Dave pulled up to the inside line of pumps in front of a car with a young Asian couple. Gilby chose the outside line of pumps with me behind. Hopping off my bike, I found Gilby standing before me with huge saucer eyes visible behind those ever-present aviator sunglasses. He began frantically waiving a pointing finger at my bike. Casually turning to see what he was carry on about, I found the Goldwing hard bag emitting what could only be described as liquid fire from a gaping hole in the bottom. Far worse, the fire was rapidly collecting in a puddle just feet from the pumps.

Silencing Gilby Clarke is one of my outstanding achievements in life. This is a man who spent his life as a rock musician, at times playing with mega bands like Guns n’ Roses. The type of bands who purchase hair products by the gross, have groupies that behave like lemmings, and use pyrotechnics indiscriminately. One simply can not spend decades doing this without seeing some pretty crazy stuff. And while Gilby will freely admit that he dropped out of high school, he is quite well spoken and has no impediment to inserting his viewpoint in debate. Take any topic, any group of people, or any location, and Gilby will materialize out of thin air to ensure his right to exercise free speech. Yet now he could not muster a single word.

The fire was growing, spreading towards the pumps.

Now might be a good time to explain how a series of grossly miscalculated steps resulted in our motorcycle bonfire. The assaulting heat of the desert combined with the heat of the exhaust pipes had slowly begun to melt the bottom of the plastic Goldwing hard bag. As the hole grew and heat pored in, the gasoline in the can expanded, escaping into the bag and out the hole. Now gasoline does not simply combust with moderate heat. It needs an ignition source to begin burning. In this case ignition came from the shot-gun-style exhaust pipes, which when the bike was shut off expelled the last remnants of fuel-air mixture as a lovely blue-green flame with a charming ‘pop’ sound. It was this tiny flame, a simple afterthought of the running engine, that forged our own private hell.

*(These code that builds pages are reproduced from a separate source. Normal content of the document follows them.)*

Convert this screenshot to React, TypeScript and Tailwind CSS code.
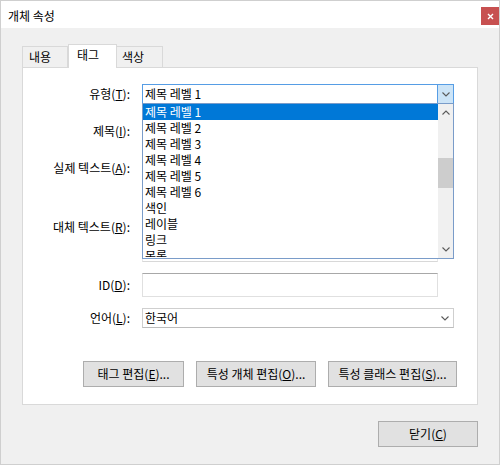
import React from 'react';

const FONT = { fontFamily: '"Noto Sans CJK KR", "Noto Sans", sans-serif' };

const Chevron = ({ up = false }: { up?: boolean }) => (
  <svg width="8" height="5" viewBox="0 0 8 5">
    <polyline
      points={up ? '0.5,4.5 4,1 7.5,4.5' : '0.5,0.5 4,4 7.5,0.5'}
      fill="none"
      stroke="#5a5a5a"
      strokeWidth="1.1"
    />
  </svg>
);

// label with an underlined access key, e.g. 유형(T):
const Label = ({ text, k, className = '' }: { text: string; k: string; className?: string }) => (
  <div className={`w-[107px] shrink-0 text-right text-[12px] leading-[20px] ${className}`}>
    {text}(<u>{k}</u>):
  </div>
);

const items = ['제목 레벨 1', '제목 레벨 2', '제목 레벨 3', '제목 레벨 4', '제목 레벨 5', '제목 레벨 6', '색인', '레이블', '링크', '목록'];

const Button = ({ text, k, w }: { text: string; k: string; w: string }) => (
  <div className={`${w} h-[26px] flex items-center justify-center bg-[#e1e1e1] border border-[#adadad] text-[12px]`}>
    {text}(<u>{k}</u>)...
  </div>
);

export default function App() {
  return (
    <div className="w-[500px] h-[465px] border border-[#cfcfcf] bg-[#f0f0f0] flex flex-col text-black" style={FONT}>
      {/* title bar */}
      <div className="h-[27px] bg-white flex justify-between items-start">
        <div className="pl-[7px] pt-[7px] text-[12px] leading-[16px]">개체 속성</div>
        <div className="mt-[6px] w-[18px] h-[18px] bg-[#c75050] flex items-center justify-center">
          <svg width="7" height="7" viewBox="0 0 7 7">
            <path d="M1 1L6 6M6 1L1 6" stroke="white" strokeWidth="1.4" />
          </svg>
        </div>
      </div>

      <div className="flex-1 flex flex-col px-[21px] pt-[16px]">
        {/* tabs */}
        <div className="h-[23px] flex items-end">
          <div className="w-[46px] h-[21px] border border-b-0 border-[#d9d9d9] bg-[#f0f0f0] text-[12px] leading-[19px] pl-[6px]">내용</div>
          <div className="relative z-10 -mb-px w-[49px] h-[24px] border border-b-0 border-[#d9d9d9] bg-white text-[12px] leading-[20px] pl-[8px]">태그</div>
          <div className="w-[46px] h-[21px] border border-l-0 border-b-0 border-[#d9d9d9] bg-[#f0f0f0] text-[12px] leading-[19px] pl-[5px]">색상</div>
        </div>

        {/* tab page */}
        <div className="h-[338px] border border-[#d9d9d9] bg-white pt-[16px] flex flex-col">
          <div className="flex">
            <Label text="유형" k="T" />
            <div className="relative ml-[12px] w-[312px] h-[20px] border border-[#569de5] flex z-10">
              <div className="flex-1 pl-[2px] text-[12px] leading-[18px]">제목 레벨 1</div>
              <div className="w-[16px] bg-[#cce4f7] border-l border-[#569de5] flex items-center justify-center">
                <Chevron />
              </div>
              {/* open list */}
              <div className="absolute left-[-1px] top-[18px] w-[312px] h-[156px] border border-[#7a9cc9] bg-white flex">
                <div className="flex-1 overflow-hidden">
                  {items.map((it, i) => (
                    <div
                      key={it}
                      className={`h-[16px] pl-[2px] text-[12px] leading-[16px] ${i === 0 ? 'bg-[#0078d7] text-white' : ''}`}
                    >
                      {it}
                    </div>
                  ))}
                </div>
                <div className="w-[15px] bg-[#f0f0f0] flex flex-col">
                  <div className="h-[17px] flex items-center justify-center">
                    <Chevron up />
                  </div>
                  <div className="mt-[37px] h-[30px] bg-[#cdcdcd]" />
                  <div className="mt-auto h-[17px] flex items-center justify-center">
                    <Chevron />
                  </div>
                </div>
              </div>
            </div>
          </div>

          <div className="flex mt-[16px]">
            <Label text="제목" k="I" className="mt-[1px]" />
            <div className="ml-[12px] w-[296px] h-[22px] border border-[#e0e0e0] border-t-[#b0b0b0]" />
          </div>

          <div className="flex mt-[14px]">
            <Label text="실제 텍스트" k="A" className="mt-[2px]" />
            <div className="ml-[12px] w-[296px] h-[56px] border border-[#e0e0e0] border-t-[#b0b0b0]" />
          </div>

          <div className="flex mt-[4px]">
            <Label text="대체 텍스트" k="R" className="mt-[1px]" />
            <div className="ml-[12px] w-[296px] h-[46px] border border-[#e8e8e8] border-b-[#d8d8d8]" />
          </div>

          <div className="flex items-center mt-[11px]">
            <Label text="ID" k="D" />
            <div className="ml-[12px] w-[296px] h-[24px] border border-[#e0e0e0] border-t-[#a8a8a8]" />
          </div>

          <div className="flex items-center mt-[11px]">
            <Label text="언어" k="L" />
            <div className="ml-[12px] w-[312px] h-[20px] border border-[#cfcfcf] border-b-[#bcbcbc] flex items-center">
              <div className="flex-1 pl-[2px] text-[12px] leading-[18px]">한국어</div>
              <div className="w-[16px] flex items-center justify-center">
                <Chevron />
              </div>
            </div>
          </div>

          <div className="flex gap-3 mt-[33px] pl-[60px]">
            <Button text="태그 편집" k="E" w="w-[101px]" />
            <Button text="특성 개체 편집" k="O" w="w-[120px]" />
            <Button text="특성 클래스 편집" k="S" w="w-[129px]" />
          </div>
        </div>

        <div className="self-end mt-[16px] w-[100px] h-[26px] flex items-center justify-center bg-[#e1e1e1] border border-[#adadad] text-[12px]">
          닫기(<u>C</u>)
        </div>
      </div>
    </div>
  );
}
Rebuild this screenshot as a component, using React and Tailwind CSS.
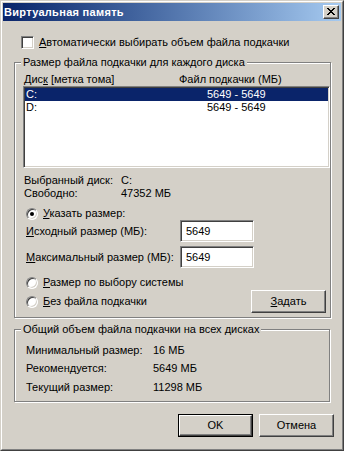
import React from "react";

const font = { fontFamily: '"Liberation Sans", Arial, sans-serif' };

const sunken =
  "border border-t-[#808080] border-l-[#808080] border-r-white border-b-white shadow-[inset_1px_1px_0_#404040,inset_-1px_-1px_0_#d4d0c8]";

const etched =
  "border border-[#808080] shadow-[1px_1px_0_#fff,inset_1px_1px_0_#fff]";

function Radio({ checked }) {
  return (
    <span className="relative w-[12px] h-[12px] rounded-full bg-white border border-t-[#808080] border-l-[#808080] border-r-white border-b-white shadow-[inset_1px_1px_0_#404040,inset_-1px_-1px_0_#d4d0c8] flex items-center justify-center shrink-0">
      {checked && <span className="w-[4px] h-[4px] rounded-full bg-black" />}
    </span>
  );
}

function Button({ children, isDefault }) {
  const inner = (
    <div className="w-full h-full flex items-center justify-center border border-t-white border-l-white border-r-[#404040] border-b-[#404040] shadow-[inset_-1px_-1px_0_#808080] bg-[#d4d0c8]">
      {children}
    </div>
  );
  if (isDefault) {
    return <div className="w-[75px] h-[23px] border border-black">{inner}</div>;
  }
  return <div className="w-[75px] h-[23px]">{inner}</div>;
}

function CloseGlyph() {
  const px = [
    [0, 0], [1, 0], [6, 0], [7, 0],
    [1, 1], [2, 1], [5, 1], [6, 1],
    [2, 2], [3, 2], [4, 2], [5, 2],
    [3, 3], [4, 3],
    [2, 4], [3, 4], [4, 4], [5, 4],
    [1, 5], [2, 5], [5, 5], [6, 5],
    [0, 6], [1, 6], [6, 6], [7, 6],
  ];
  return (
    <svg width="8" height="7" viewBox="0 0 8 7" shapeRendering="crispEdges">
      {px.map(([x, y]) => (
        <rect key={`${x}-${y}`} x={x} y={y} width="1" height="1" fill="#000" />
      ))}
    </svg>
  );
}

export default function App() {
  return (
    <div
      className="w-[344px] h-[451px] bg-[#d4d0c8] text-[11px] leading-[13px] text-black border border-t-[#d4d0c8] border-l-[#d4d0c8] border-r-[#404040] border-b-[#404040]"
      style={font}
    >
      <div className="w-full h-full border border-t-white border-l-white border-r-[#808080] border-b-[#808080] p-[1px] flex flex-col">
        {/* title bar */}
        <div className="h-[18px] bg-gradient-to-r from-[#0a246a] to-[#a6caf0] flex items-center justify-between pl-[1px] pr-[2px] shrink-0">
          <span className="text-white font-bold text-[11px] tracking-[0.3px]">Виртуальная память</span>
          <div className="w-[16px] h-[14px] border border-t-white border-l-white border-r-[#404040] border-b-[#404040] shadow-[inset_-1px_-1px_0_#808080] bg-[#d4d0c8] flex items-center justify-center pb-[1px]">
            <CloseGlyph />
          </div>
        </div>

        {/* content */}
        <div className="flex flex-col pl-[11px]">
          <div className="mt-[15px] ml-[7px] flex items-center gap-[5px] h-[13px]">
            <span className={`w-[13px] h-[13px] bg-white ${sunken}`} />
            <span>
              <u>А</u>втоматически выбирать объем файла подкачки
            </span>
          </div>

          <fieldset className={`mt-[7px] w-[316px] pl-[8px] pb-[4px] ${etched}`}>
            <legend className="ml-[-2px] px-[2px] bg-[#d4d0c8]">
              Размер файла подкачки для каждого диска
            </legend>
            <div className="mt-[4px] flex h-[13px]">
              <span className="pl-[1px] w-[156px]">
                Дис<u>к</u> [метка тома]
              </span>
              <span>Файл подкачки (МБ)</span>
            </div>
            <div className={`w-[307px] h-[82px] bg-white flex flex-col p-[1px] ${sunken}`}>
              <div className="h-[13px] bg-[#0a246a] text-white flex">
                <span className="pl-[1px] w-[182px]">C:</span>
                <span>5649 - 5649</span>
              </div>
              <div className="h-[13px] flex">
                <span className="pl-[1px] w-[182px]">D:</span>
                <span>5649 - 5649</span>
              </div>
            </div>

            <div className="mt-[6px] flex h-[13px] pl-[1px]">
              <span className="w-[97px]">Выбранный диск:</span>
              <span>C:</span>
            </div>
            <div className="flex h-[13px] pl-[1px]">
              <span className="w-[97px]">Свободно:</span>
              <span>47352 МБ</span>
            </div>

            <div className="mt-[7px] flex items-center gap-[5px] h-[13px] pl-[3px]">
              <Radio checked />
              <span>
                <u>У</u>казать размер:
              </span>
            </div>

            <div className="flex items-center h-[22px] pl-[3px]">
              <span className="w-[154px]">
                <u>И</u>сходный размер (МБ):
              </span>
              <div className={`w-[74px] h-[22px] bg-white pl-[5px] pt-[4px] ${sunken}`}>5649</div>
            </div>
            <div className="mt-[4px] flex items-center h-[22px] pl-[3px]">
              <span className="w-[154px]">
                <u>М</u>аксимальный размер (МБ):
              </span>
              <div className={`w-[74px] h-[22px] bg-white pl-[5px] pt-[4px] ${sunken}`}>5649</div>
            </div>

            <div className="mt-[8px] flex items-center gap-[5px] h-[13px] pl-[3px]">
              <Radio />
              <span>
                <u>Р</u>азмер по выбору системы
              </span>
            </div>
            <div className="mt-[1px] flex items-center justify-between h-[23px] pl-[3px] pr-[4px]">
              <div className="flex items-center gap-[5px]">
                <Radio />
                <span>
                  <u>Б</u>ез файла подкачки
                </span>
              </div>
              <Button>
                <span>
                  <u>З</u>адать
                </span>
              </Button>
            </div>
          </fieldset>

          <fieldset className={`mt-[5px] w-[316px] pl-[8px] pb-[7px] ${etched}`}>
            <legend className="ml-[-2px] px-[2px] bg-[#d4d0c8]">
              Общий объем файла подкачки на всех дисках
            </legend>
            <div className="mt-[8px] flex h-[13px] pl-[3px]">
              <span className="w-[127px]">Минимальный размер:</span>
              <span>16 МБ</span>
            </div>
            <div className="mt-[5px] flex h-[13px] pl-[3px]">
              <span className="w-[127px]">Рекомендуется:</span>
              <span>5649 МБ</span>
            </div>
            <div className="mt-[6px] flex h-[13px] pl-[3px]">
              <span className="w-[127px]">Текущий размер:</span>
              <span>11298 МБ</span>
            </div>
          </fieldset>

          <div className="mt-[12px] flex justify-end gap-[6px] w-[320px]">
            <Button isDefault>OK</Button>
            <Button>Отмена</Button>
          </div>
        </div>
      </div>
    </div>
  );
}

The world transformed into a slow-motion theatre with a series of near-coincident events. The attendant inside the station began doing a chicken dance at the sight of the fire. The Asian couple yelled something and jumping into their car, peeling out of the station with one door still open. Dave, comprehending the scope of the situation, ran towards my bike and missed being hit by the escaping Asian couple’s car by a last-second vault over their hood Bo Duke style.

Understanding why a person would run towards fire at a gasoline station demands knowledge of the inner workings of a man like David Perry. As a former member of Her Majesty’s Royal Navy, subtle military behaviors still permeate his everyday actions. He works regimented and long days. He has an overpowering need to color categorize his shoes. Above his desk hangs a painted picture of his mariner grandfather. Given the chance, he will describe the man at great length with glossy-eyed reverence. Dave has an inherently high energy level, similar to a hyperactive child who stumbled upon a box of unguarded pixie sticks. Once he cajoled me into running a twenty-kilometer race through the woods while it rained. The course took us up mile-long hills of clay-rich mud that stuck to our shoes with unrelenting accumulation. When he finished this joyous event well ahead of me, he turned around and ran back so he could finish the race by my side, cheering me to go faster. I contemplated punching the evil bastard. With barely operating motor functions remaining, I crossed the finish line and Dave began bouncing around transfixed on the fact that we must now go to the pub. And of course, we did.

Dave grabbed a window squeegee from a tub of cleaning fluid and started smacking the flaming bag on my bike. After a few whacks, he ran back to the container, dunked it, then came back and returned to smacking. Gilby, agreeing this was a wise course of action, grabbed another squeegee and followed suit.

As more fire poured out of the bag, the need to get rid of the gas can became evident. The flames were now to the pump housing. Popping off the top of the hard bag, a column of fire erupted to the awning, forming a tiny little black spot on the white surface. My hand went deep into the bag, grabbed the can, and launched it towards the street. It was a bad shot. Rather than making it to the road, the gas can hit the trunk of a palm tree and exploded. Twentynine Palms was in distinct danger of becoming Twentyeight Palms.

The trunk and surrounding side walk were ablaze, creeping further and further into the street. Cars skidded to a halt with brakes locked. One person threw their car in reverse, returning from where they came with the transmission gears howling. Another did not stop at all, but just did a squealing U-turn and drove down the wrong side of the road. Across the street, a woman walking with a boy grabbed the youngster’s hand and drug him urgently away as he gaped at the ensuing wonder.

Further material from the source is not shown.